Now, once more, hold lightly to what you think Paul is talking about and consider his actual words because, for Paul, living according to the flesh means living a life enslaved to yourself. As one scholar notes, Paul's problem with the flesh is not that it desires, but that its desires become disordered. It wants good things, but in the wrong way. And so, Paul gives a list of ways that epitomize living according to the flesh, living enslaved to yourself instead of living with a concern for the good of your neighbor. In each of these items, you can see how a desire that is good becomes twisted, turned inward and misused.
Paul begins with three words related to sexual sin, fornication and purity and licentiousness. Ooh. Now, rather than get into the original Greek of each of these terms and run the risk of you falling asleep on this lovely Sunday morning, remember the context Paul is talking about. Paul is using each of these as examples of living with a sole concern for yourself instead of a true concern for the good of your neighbor. Yes, that is absolutely a risk in sexual intimacy. It can become turned inward, willfully blind to the good of the other. All of these examples of desires of the flesh are instances when you refuse to see the other as a person, instead when they become only an end to your own desire.
As much as so-called American Christianity wants to talk about the first three sins, Paul names, Ooh boy, they tend to ignore the rest of the list. Because Paul also describes enmity, strife, jealousy, anger, quarrels, dissensions factions, envy, and Lord knows that straight white American Christianity is filled with those sins as well, just as much as it is filled with views of sexuality that dehumanize people... views of sexuality that refuse to see the other.
As one scholar puts it, for Paul, disordered desire enslaves us to our passions and it destroys community. And the appropriate response to disordered desire is neither rejection of desire (desire is not bad), nor blind surrender to it (you've got to think about what you desire). Instead, the answer is to desire properly, something we do through the gift of God and the grace of the Holy Spirit. What does desire well and faithfully ordered look like? Well, it would be a desire that always seeks the best of your neighbor or, in Paul's word, it is desire that produces the alternative to living according to the flesh, a desire that produces the fruits of the spirit, love, joy, peace, patience, kindness, generosity, faithfulness, and self control.

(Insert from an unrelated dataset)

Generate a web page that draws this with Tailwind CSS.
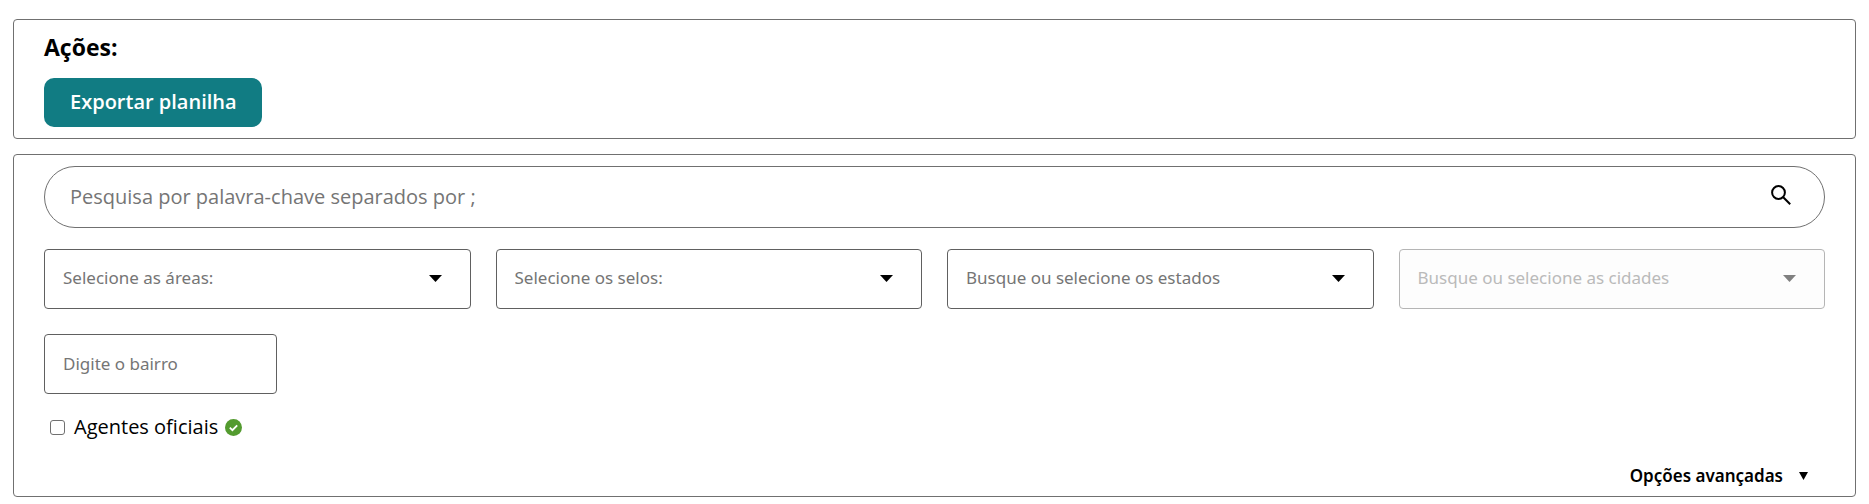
<!DOCTYPE html>
<html lang="pt-BR">
<head>
<meta charset="utf-8">
<meta name="viewport" content="width=device-width, initial-scale=1">
<title>Agentes</title>
<script src="https://cdn.jsdelivr.net/npm/@tailwindcss/browser@4"></script>
</head>
<body class="bg-white font-['Open_Sans','Noto_Sans',sans-serif] text-black">
<main class="flex flex-col gap-[15px] px-[13px] pt-[19px] pb-2">
  <section class="rounded border border-[#707070] px-[30px] pt-[11px] pb-[11px]">
    <h2 class="mb-[15px] text-[23px] leading-8 font-bold">Ações:</h2>
    <button type="button" class="block h-[49px] rounded-[10px] bg-[#117c83] pr-[25px] pb-[2px] pl-[26px] text-xl font-semibold text-white">Exportar planilha</button>
  </section>

  <section class="rounded border border-[#707070] px-[30px] pt-[11px] pb-[6px]">
    <form>
      <div class="flex h-[62px] items-center rounded-full border border-[#707070] pr-[33px] pl-[25px]">
        <input type="search" aria-label="Pesquisa por palavra-chave" placeholder="Pesquisa por palavra-chave separados por ;" class="min-w-0 flex-1 bg-transparent text-xl outline-none placeholder:text-[#757575]">
        <button type="submit" aria-label="Pesquisar" class="pb-1">
          <svg class="size-5" viewBox="0 0 20 20" fill="none" stroke="#000" stroke-width="2" aria-hidden="true"><circle cx="7.500" cy="7.500" r="6.400"/><path d="M12 12l7.200 7.200"/></svg>
        </button>
      </div>

      <div class="mt-[21px] grid grid-cols-4 gap-[25px]">
        <div class="relative">
          <select aria-label="Áreas" class="block h-[60px] w-full appearance-none rounded border border-[#606060] bg-white px-[18px] pb-[2px] font-['Noto_Sans'] text-[17px] text-[#757575]"><option>Selecione as áreas:</option></select>
          <svg class="pointer-events-none absolute top-[26px] right-[29px] h-[7px] w-[13px]" viewBox="0 0 13 7" aria-hidden="true"><path d="M0 0h13L6.500 7z"/></svg>
        </div>
        <div class="relative">
          <select aria-label="Selos" class="block h-[60px] w-full appearance-none rounded border border-[#606060] bg-white px-[18px] pb-[2px] font-['Noto_Sans'] text-[17px] text-[#757575]"><option>Selecione os selos:</option></select>
          <svg class="pointer-events-none absolute top-[26px] right-[29px] h-[7px] w-[13px]" viewBox="0 0 13 7" aria-hidden="true"><path d="M0 0h13L6.500 7z"/></svg>
        </div>
        <div class="relative">
          <select aria-label="Estados" class="block h-[60px] w-full appearance-none rounded border border-[#606060] bg-white px-[18px] pb-[2px] font-['Noto_Sans'] text-[17px] text-[#757575]"><option>Busque ou selecione os estados</option></select>
          <svg class="pointer-events-none absolute top-[26px] right-[29px] h-[7px] w-[13px]" viewBox="0 0 13 7" aria-hidden="true"><path d="M0 0h13L6.500 7z"/></svg>
        </div>
        <div class="relative">
          <select aria-label="Cidades" disabled class="block h-[60px] w-full appearance-none rounded border border-[#b5b5b5] bg-[#fdfdfd] px-[18px] pb-[2px] font-['Noto_Sans'] text-[17px] text-[#bababa] opacity-100"><option>Busque ou selecione as cidades</option></select>
          <svg class="pointer-events-none absolute top-[26px] right-[29px] h-[7px] w-[13px]" viewBox="0 0 13 7" fill="#808080" aria-hidden="true"><path d="M0 0h13L6.500 7z"/></svg>
        </div>
      </div>

      <input type="text" aria-label="Bairro" placeholder="Digite o bairro" class="mt-[25px] block h-[60px] w-[233px] rounded border border-[#606060] px-[18px] pb-[2px] font-['Noto_Sans'] text-[17px] placeholder:text-[#757575]">

      <div class="mt-[19px] flex items-center pl-[6px]">
        <input id="oficiais" type="checkbox" class="size-[15px] appearance-none rounded-[3px] border border-[#707070] bg-white checked:bg-[#117c83]">
        <label for="oficiais" class="ml-[9px] flex items-center gap-[7px] text-xl">Agentes oficiais
          <svg class="size-[17px]" viewBox="0 0 17 17" aria-hidden="true"><circle cx="8.500" cy="8.500" r="8.500" fill="#539b2f"/><path d="M4.800 8.700l2.600 2.500 4.800-4.900" fill="none" stroke="#fff" stroke-width="1.800"/></svg>
        </label>
      </div>

      <div class="mt-[21px] flex justify-end pr-[17px]">
        <button type="button" class="flex items-center gap-4 font-['Noto_Sans'] text-[17px] leading-7 font-semibold">Opções avançadas
          <svg class="h-2 w-[9px]" viewBox="0 0 9 8" aria-hidden="true"><path d="M0 0h9L4.500 8z"/></svg>
        </button>
      </div>
    </form>
  </section>
</main>
</body>
</html>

Back in the '80s, my denomination, the Episcopal Church, started trying to be very intentional about listening to the experience of our LGBTQIA+ siblings. The more the straight cisgender parts of the church listened to the other parts of the church, they discovered that their love, their relationships, were not relationships that resembled the first path Paul laid out, the path of being concerned only for fulfilling your own desires and pleasure. No, queer relationships had all the evidence of the fruits of the spirit because they were filled with love, peace, patience, kindness, generosity, faithfulness, gentleness, self-control. In many ways, we discovered queer relationships were even more committed to the good of the other than many straight relationships. Perhaps that's because of the discrimination they'd faced... so they'd had to work even harder to crucify a concern for self alone so that they could live entirely for the person they loved for their good, their wholeness. We learned and the church got a little more whole because of that.
It is for freedom that Christ has set us free, but far too many people today live under a yoke of slavery. Make no mistake, any form of Christianity that enslaves another human is false. That was true not that long ago, when most Christians thought it was okay to own human beings and they used the Bible to justify it. But any form of Christianity that enslaves another person is false, whether it is enslaving the undocumented immigrant to a system that doesn't recognize their humanity and worth, that is false. When it is enslaving a woman so that a small group of religious men can control her body, that is false Christianity. When it is enslaving the queer person by telling them that they need to be celibate or they need to hide who they are or be anything else, anything other than who God created them to be, this is false Christianity. These systems of slavery have nothing to do with the gospel of freedom found in Jesus Christ. It is for freedom that Christ has set us free.
You can teach us, oh beloved and fabulous children of God, particularly those of you who have different gender identities and sexual orientations. You can teach the rest of us so much about what it means to love when it's difficult and hard, when you're not seen or honored. You could teach us what it means to love when it's vulnerable and even dangerous. Queer Christians can teach all the straight cisgender Christians here what it means to value the good of your neighbor more than your own comfort, because it's a very comfortable place to sit quietly on the side while other people's lives and freedoms are eroded away.
In light of the very anti-freedom agenda right now in this country of so many people who claim the name of Jesus, it is far past time for all Christians, gay and straight, cis and trans, to stand up and demand the just protections of freedom for all people to be who God created them to be and to live lives of autonomy and goodness that they choose for themselves.
Because it is only by working to increase love in this world, all the fruits of the spirit to increase kindness and generosity and gentleness, only by asking what you could do to protect your neighbor who is at risk of being marginalized, trapped or killed by the powers of this world, only by doing this will we find what truly Christian freedom looks like. A freedom that should be available to each and every person.
Be free beloved of God. Be proudly free. Amen.